### Exercise brief
Transcribe the listing verbatim. Do not carry over any pictures.

########

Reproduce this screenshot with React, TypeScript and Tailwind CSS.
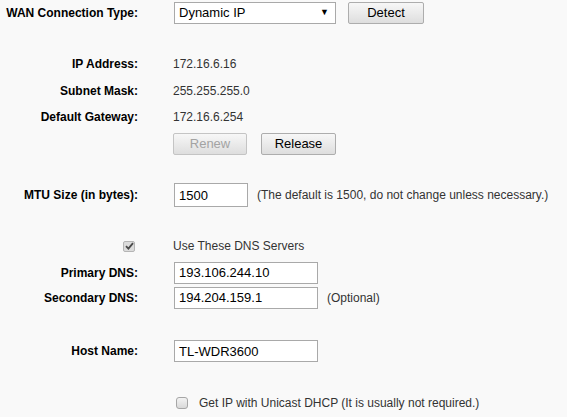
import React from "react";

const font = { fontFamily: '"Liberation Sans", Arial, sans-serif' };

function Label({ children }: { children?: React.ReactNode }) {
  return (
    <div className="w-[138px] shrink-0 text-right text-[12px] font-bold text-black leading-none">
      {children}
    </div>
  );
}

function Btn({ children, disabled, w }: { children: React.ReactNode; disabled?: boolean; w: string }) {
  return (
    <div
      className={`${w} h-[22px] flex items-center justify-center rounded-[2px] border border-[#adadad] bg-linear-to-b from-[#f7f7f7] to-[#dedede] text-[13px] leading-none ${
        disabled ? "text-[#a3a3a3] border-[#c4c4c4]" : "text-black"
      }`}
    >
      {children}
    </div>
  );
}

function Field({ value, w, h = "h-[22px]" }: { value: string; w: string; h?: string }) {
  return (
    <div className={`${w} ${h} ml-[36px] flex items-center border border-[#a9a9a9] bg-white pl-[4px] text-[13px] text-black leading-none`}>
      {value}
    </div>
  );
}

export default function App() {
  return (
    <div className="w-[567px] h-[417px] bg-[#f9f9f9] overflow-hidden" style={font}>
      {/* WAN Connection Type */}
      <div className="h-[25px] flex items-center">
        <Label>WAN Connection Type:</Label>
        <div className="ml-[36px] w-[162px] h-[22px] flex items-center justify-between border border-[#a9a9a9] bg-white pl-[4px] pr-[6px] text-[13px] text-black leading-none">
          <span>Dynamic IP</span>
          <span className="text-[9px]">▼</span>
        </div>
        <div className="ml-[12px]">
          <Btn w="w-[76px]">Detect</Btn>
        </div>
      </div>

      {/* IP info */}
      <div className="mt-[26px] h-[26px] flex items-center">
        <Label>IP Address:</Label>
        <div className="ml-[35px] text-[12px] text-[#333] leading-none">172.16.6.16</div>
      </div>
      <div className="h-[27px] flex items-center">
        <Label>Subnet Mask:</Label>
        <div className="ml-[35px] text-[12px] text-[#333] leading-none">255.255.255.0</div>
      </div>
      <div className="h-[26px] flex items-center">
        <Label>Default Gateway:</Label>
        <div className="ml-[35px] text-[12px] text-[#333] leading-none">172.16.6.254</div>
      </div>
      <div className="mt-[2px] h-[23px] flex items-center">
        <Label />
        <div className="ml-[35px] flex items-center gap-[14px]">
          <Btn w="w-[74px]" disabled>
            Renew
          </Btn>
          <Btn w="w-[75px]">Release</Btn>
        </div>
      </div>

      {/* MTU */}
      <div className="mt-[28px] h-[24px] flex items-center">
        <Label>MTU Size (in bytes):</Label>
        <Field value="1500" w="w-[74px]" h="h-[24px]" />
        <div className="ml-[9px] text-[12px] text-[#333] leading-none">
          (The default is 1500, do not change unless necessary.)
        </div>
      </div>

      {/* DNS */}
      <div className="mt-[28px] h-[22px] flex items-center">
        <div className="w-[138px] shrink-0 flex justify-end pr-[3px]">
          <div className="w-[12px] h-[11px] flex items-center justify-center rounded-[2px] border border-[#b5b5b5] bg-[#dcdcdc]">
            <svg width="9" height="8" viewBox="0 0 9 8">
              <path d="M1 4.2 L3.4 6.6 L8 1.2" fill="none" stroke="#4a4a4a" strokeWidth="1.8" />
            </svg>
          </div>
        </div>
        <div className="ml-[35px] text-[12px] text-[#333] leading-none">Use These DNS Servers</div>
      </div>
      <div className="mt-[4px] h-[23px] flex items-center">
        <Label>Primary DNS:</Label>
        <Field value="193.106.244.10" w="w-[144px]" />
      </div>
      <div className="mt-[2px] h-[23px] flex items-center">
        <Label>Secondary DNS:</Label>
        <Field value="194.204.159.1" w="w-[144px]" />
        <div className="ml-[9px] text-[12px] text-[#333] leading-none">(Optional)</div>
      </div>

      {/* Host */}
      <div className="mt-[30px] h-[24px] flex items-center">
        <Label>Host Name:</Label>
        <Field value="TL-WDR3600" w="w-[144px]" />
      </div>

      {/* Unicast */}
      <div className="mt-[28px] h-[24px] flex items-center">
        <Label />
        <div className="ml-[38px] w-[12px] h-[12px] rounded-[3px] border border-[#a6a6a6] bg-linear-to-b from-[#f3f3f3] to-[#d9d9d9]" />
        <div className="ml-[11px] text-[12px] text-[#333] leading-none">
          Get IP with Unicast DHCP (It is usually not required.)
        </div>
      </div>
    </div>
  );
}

########

### Exercise answer
Reproduce this screenshot with React, TypeScript and Tailwind CSS.
import React from "react";

const font = { fontFamily: '"Liberation Sans", Arial, sans-serif' };

function Label({ children }: { children?: React.ReactNode }) {
  return (
    <div className="w-[138px] shrink-0 text-right text-[12px] font-bold text-black leading-none">
      {children}
    </div>
  );
}

function Btn({ children, disabled, w }: { children: React.ReactNode; disabled?: boolean; w: string }) {
  return (
    <div
      className={`${w} h-[22px] flex items-center justify-center rounded-[2px] border border-[#adadad] bg-linear-to-b from-[#f7f7f7] to-[#dedede] text-[13px] leading-none ${
        disabled ? "text-[#a3a3a3] border-[#c4c4c4]" : "text-black"
      }`}
    >
      {children}
    </div>
  );
}

function Field({ value, w, h = "h-[22px]" }: { value: string; w: string; h?: string }) {
  return (
    <div className={`${w} ${h} ml-[36px] flex items-center border border-[#a9a9a9] bg-white pl-[4px] text-[13px] text-black leading-none`}>
      {value}
    </div>
  );
}

export default function App() {
  return (
    <div className="w-[567px] h-[417px] bg-[#f9f9f9] overflow-hidden" style={font}>
      {/* WAN Connection Type */}
      <div className="h-[25px] flex items-center">
        <Label>WAN Connection Type:</Label>
        <div className="ml-[36px] w-[162px] h-[22px] flex items-center justify-between border border-[#a9a9a9] bg-white pl-[4px] pr-[6px] text-[13px] text-black leading-none">
          <span>Dynamic IP</span>
          <span className="text-[9px]">▼</span>
        </div>
        <div className="ml-[12px]">
          <Btn w="w-[76px]">Detect</Btn>
        </div>
      </div>

      {/* IP info */}
      <div className="mt-[26px] h-[26px] flex items-center">
        <Label>IP Address:</Label>
        <div className="ml-[35px] text-[12px] text-[#333] leading-none">172.16.6.16</div>
      </div>
      <div className="h-[27px] flex items-center">
        <Label>Subnet Mask:</Label>
        <div className="ml-[35px] text-[12px] text-[#333] leading-none">255.255.255.0</div>
      </div>
      <div className="h-[26px] flex items-center">
        <Label>Default Gateway:</Label>
        <div className="ml-[35px] text-[12px] text-[#333] leading-none">172.16.6.254</div>
      </div>
      <div className="mt-[2px] h-[23px] flex items-center">
        <Label />
        <div className="ml-[35px] flex items-center gap-[14px]">
          <Btn w="w-[74px]" disabled>
            Renew
          </Btn>
          <Btn w="w-[75px]">Release</Btn>
        </div>
      </div>

      {/* MTU */}
      <div className="mt-[28px] h-[24px] flex items-center">
        <Label>MTU Size (in bytes):</Label>
        <Field value="1500" w="w-[74px]" h="h-[24px]" />
        <div className="ml-[9px] text-[12px] text-[#333] leading-none">
          (The default is 1500, do not change unless necessary.)
        </div>
      </div>

      {/* DNS */}
      <div className="mt-[28px] h-[22px] flex items-center">
        <div className="w-[138px] shrink-0 flex justify-end pr-[3px]">
          <div className="w-[12px] h-[11px] flex items-center justify-center rounded-[2px] border border-[#b5b5b5] bg-[#dcdcdc]">
            <svg width="9" height="8" viewBox="0 0 9 8">
              <path d="M1 4.2 L3.4 6.6 L8 1.2" fill="none" stroke="#4a4a4a" strokeWidth="1.8" />
            </svg>
          </div>
        </div>
        <div className="ml-[35px] text-[12px] text-[#333] leading-none">Use These DNS Servers</div>
      </div>
      <div className="mt-[4px] h-[23px] flex items-center">
        <Label>Primary DNS:</Label>
        <Field value="193.106.244.10" w="w-[144px]" />
      </div>
      <div className="mt-[2px] h-[23px] flex items-center">
        <Label>Secondary DNS:</Label>
        <Field value="194.204.159.1" w="w-[144px]" />
        <div className="ml-[9px] text-[12px] text-[#333] leading-none">(Optional)</div>
      </div>

      {/* Host */}
      <div className="mt-[30px] h-[24px] flex items-center">
        <Label>Host Name:</Label>
        <Field value="TL-WDR3600" w="w-[144px]" />
      </div>

      {/* Unicast */}
      <div className="mt-[28px] h-[24px] flex items-center">
        <Label />
        <div className="ml-[38px] w-[12px] h-[12px] rounded-[3px] border border-[#a6a6a6] bg-linear-to-b from-[#f3f3f3] to-[#d9d9d9]" />
        <div className="ml-[11px] text-[12px] text-[#333] leading-none">
          Get IP with Unicast DHCP (It is usually not required.)
        </div>
      </div>
    </div>
  );
}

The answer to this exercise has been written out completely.